Two years ago, 31-year-old Mel was getting herself ready for a date when suddenly a coughing fit hit. Disappearing to her room to grab a glass of water, Mel collapsed – having what was the first of several cardiac arrests.
Fortunately, Mel wasn’t alone as one of her good friends had popped by to wish her luck on her date, and hearing a loud thud called an ambulance, and then started CPR. After what seemed like an agonising 10 mins, the ambulance crew arrived and took over, rushing Mel to hospital. Across this next short period, Mel’s heart would stop again, needing to be restarted by a defibrillator 7 times.
In the hospital Mel was placed into an induced coma for a week, and when she woke, she wasn’t sure where she was. “I thought I was running late for work – but then realised I couldn’t talk properly and that I was in hospital.
“I wasn’t sure what had happened at first, and still struggle to remember what happened in the two weeks leading up to that day” says Mel. August 26, however, will be forever etched into Mel’s memory as a lifechanging day, as she now lives with an acquired (hypoxic) brain injury – which was caused when her brain was starved of oxygen as a result of the multiple cardiac arrests that she had.
“During my time in hospital I had a pacemaker and defibrillator (ICD) inserted into my heart to help regulate my heartbeat, and then I essentially had to work at relearning how to do so many things, like walking and communicating.”
From hospital Mel was transferred to the brain injury unit at Hampstead and stayed there for rehabilitation for 6 and a half weeks before getting back to her own home.
“Initially it was indicated that I would have to be in the Hampstead Brain Injury Unit for up to two years, but I worked so hard and was so determined to get home to my kids that I pushed to get out and home again as quickly as I could.”
The 6 weeks were tough for Mel, particularly because of the feelings of loneliness and the lack of personal space and privacy during her stay there. However, one of the biggest challenges, which turned into a driving force to get home, was missing her kids – whom she had been primary carer for prior to this event.
“My moods after the brain injury were all over the place, and I was particularly frustrated at myself for not being able to do things I used to be able to do. But my kids, they kept me going.”
The acquired brain injury has had a significant impact on Mel’s life, and she has had to make many adjustments in her every day activities. “My brain injury, which was primarily to my frontal lobe, has caused me to struggle with concentration, memory and executive functioning. I also experience a lot of fatigue and exhaustion and can experience a sensory overload very easily.
“I’ve changed from being a spontaneous type of person to someone who now needs to plan and pre-plan for things to help me avoid or limit burnout. I also need to be careful to schedule rest days on either side of busy days to recover. It’s been a big adjustment for me.”
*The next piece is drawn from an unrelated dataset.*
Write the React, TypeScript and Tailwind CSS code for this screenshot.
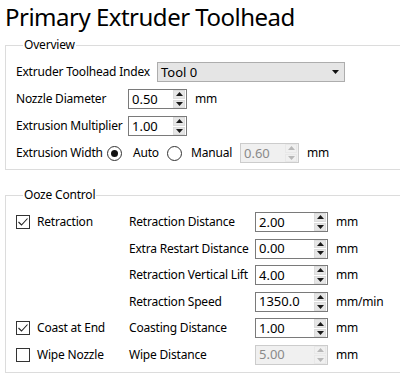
import React from "react";

const font = { fontFamily: '"Noto Sans", "Open Sans", sans-serif' };

function SpinButtons({ disabled }: { disabled?: boolean }) {
  const c = disabled ? "#b8b8b8" : "#1a1a1a";
  return (
    <div className="flex flex-col h-[18px] w-[12px] mr-[1px] gap-[1px]">
      <div className={`flex-1 flex items-center justify-center border ${disabled ? "border-[#e8e8e8] bg-[#f0f0f0]" : "border-[#dcdcdc] bg-[#e6e6e6]"}`}>
        <svg width="7" height="4" viewBox="0 0 7 4"><polygon points="3.5,0 7,4 0,4" fill={c} /></svg>
      </div>
      <div className={`flex-1 flex items-center justify-center border ${disabled ? "border-[#e8e8e8] bg-[#f0f0f0]" : "border-[#dcdcdc] bg-[#e6e6e6]"}`}>
        <svg width="7" height="4" viewBox="0 0 7 4"><polygon points="0,0 7,0 3.5,4" fill={c} /></svg>
      </div>
    </div>
  );
}

function Spin({ value, w, disabled }: { value: string; w: string; disabled?: boolean }) {
  return (
    <div
      className={`${w} h-[20px] flex items-center border ${disabled ? "border-[#cccccc] bg-[#f0f0f0] text-[#8a8a8a]" : "border-[#7a7a7a] bg-white text-black"}`}
    >
      <span className="flex-1 pl-[3px] text-[13px] leading-none tracking-normal">{value}</span>
      <SpinButtons disabled={disabled} />
    </div>
  );
}

function Check({ checked }: { checked?: boolean }) {
  return (
    <div className="w-[14px] h-[14px] border border-[#333333] bg-white flex items-center justify-center">
      {checked && (
        <svg width="12" height="12" viewBox="0 0 12 12">
          <polyline points="1.5,6 4.5,9 10.5,2.5" fill="none" stroke="#222" strokeWidth="1.1" />
        </svg>
      )}
    </div>
  );
}

function Radio({ checked }: { checked?: boolean }) {
  return (
    <div className="w-[15px] h-[15px] rounded-full border border-[#333333] bg-white flex items-center justify-center">
      {checked && <div className="w-[7px] h-[7px] rounded-full bg-[#111]" />}
    </div>
  );
}

function Row({ children }: { children: React.ReactNode }) {
  return <div className="flex items-center h-[20px]">{children}</div>;
}

export default function App() {
  return (
    <div className="w-[400px] h-[391px] bg-white overflow-hidden text-[12px] tracking-[-0.2px] text-black" style={font}>
      <div className="pl-[5px] pt-[2px] h-[37px] text-[24px] leading-[30px] tracking-[-0.5px]">Primary Extruder Toolhead</div>
      <fieldset className="ml-[5px] w-[410px] border border-[#dcdcdc] pl-[10px] pt-[9px] pb-[6px] m-0">
        <legend className="ml-[7px] px-[1px] leading-[16px]">Overview</legend>
        <div className="flex flex-col gap-[7px]">
          <Row>
            <span className="w-[141px]">Extruder Toolhead Index</span>
            <div className="w-[188px] h-[20px] bg-[#e5e5e5] border border-[#adadad] flex items-center pl-[3px] pr-[5px]">
              <span className="flex-1 text-[13px] leading-none tracking-normal">Tool 0</span>
              <svg width="7" height="4" viewBox="0 0 7 4"><polygon points="0,0 7,0 3.5,4" fill="#111" /></svg>
            </div>
          </Row>
          <Row>
            <span className="w-[112px]">Nozzle Diameter</span>
            <Spin value="0.50" w="w-[59px]" />
            <span className="ml-[8px]">mm</span>
          </Row>
          <Row>
            <span className="w-[112px]">Extrusion Multiplier</span>
            <Spin value="1.00" w="w-[59px]" />
          </Row>
          <Row>
            <span className="w-[91px]">Extrusion Width</span>
            <Radio checked />
            <span className="ml-[11px] w-[34px]">Auto</span>
            <Radio />
            <span className="ml-[9px] w-[49px]">Manual</span>
            <Spin value="0.60" w="w-[59px]" disabled />
            <span className="ml-[8px]">mm</span>
          </Row>
        </div>
      </fieldset>
      <fieldset className="ml-[5px] mt-[17px] w-[410px] border border-[#dcdcdc] pl-[10px] pt-[9px] pb-[7px] m-0">
        <legend className="ml-[7px] px-[1px] leading-[16px]">Ooze Control</legend>
        <div className="flex flex-col gap-[6.6px]">
          <Row>
            <div className="w-[113px] flex items-center gap-[7px]"><Check checked /><span>Retraction</span></div>
            <span className="w-[126px]">Retraction Distance</span>
            <Spin value="2.00" w="w-[73px]" />
            <span className="ml-[8px]">mm</span>
          </Row>
          <Row>
            <div className="w-[113px]" />
            <span className="w-[126px]">Extra Restart Distance</span>
            <Spin value="0.00" w="w-[73px]" />
            <span className="ml-[8px]">mm</span>
          </Row>
          <Row>
            <div className="w-[113px]" />
            <span className="w-[126px]">Retraction Vertical Lift</span>
            <Spin value="4.00" w="w-[73px]" />
            <span className="ml-[8px]">mm</span>
          </Row>
          <Row>
            <div className="w-[113px]" />
            <span className="w-[126px]">Retraction Speed</span>
            <Spin value="1350.0" w="w-[73px]" />
            <span className="ml-[8px]">mm/min</span>
          </Row>
          <Row>
            <div className="w-[113px] flex items-center gap-[7px]"><Check checked /><span>Coast at End</span></div>
            <span className="w-[126px]">Coasting Distance</span>
            <Spin value="1.00" w="w-[73px]" />
            <span className="ml-[8px]">mm</span>
          </Row>
          <Row>
            <div className="w-[113px] flex items-center gap-[7px]"><Check /><span>Wipe Nozzle</span></div>
            <span className="w-[126px]">Wipe Distance</span>
            <Spin value="5.00" w="w-[73px]" disabled />
            <span className="ml-[8px]">mm</span>
          </Row>
        </div>
      </fieldset>
    </div>
  );
}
However, through all the challenges Mel says she wouldn’t change anything, and that she believes things happen in life for a reason “to get you to where you are now”.
Though Mel’s date on that fateful night never knew why she didn’t show, she has since found love – her partner even sporting a matching pacemaker to hers. She is also again full-time carer for her beautiful children, now aged 7 and nearly 10.
Whilst this was a hard experience for her kids to see their mum go through, Mel says it has helped to shape their understanding of people with different abilities, and taught them to be kind, see ability and to treat everyone with respect. Mel is looking forward to watching her kids grow and succeed in life, and also hopes that she has shown them that even when you get knocked down, you can get back up again. She is a perfect example of just that.
Well into her recovery, Mel is now on a mission to “tell my story, so others don’t feel alone, and to share with them hope. You may be told one outcome from doctors, but I want to share with you my story, what happened to me, and for you to know there is always hope. Keep moving, one foot forwards at a time, and keep on keeping on. Find the good points and make your life something you are proud of.”
Mel is also driven by a bigger mission for all people to think about learning CPR.
“I want to encourage everyone to learn CPR, as you just never know when it might be needed to save someone’s life, just like my friend who saved mine.”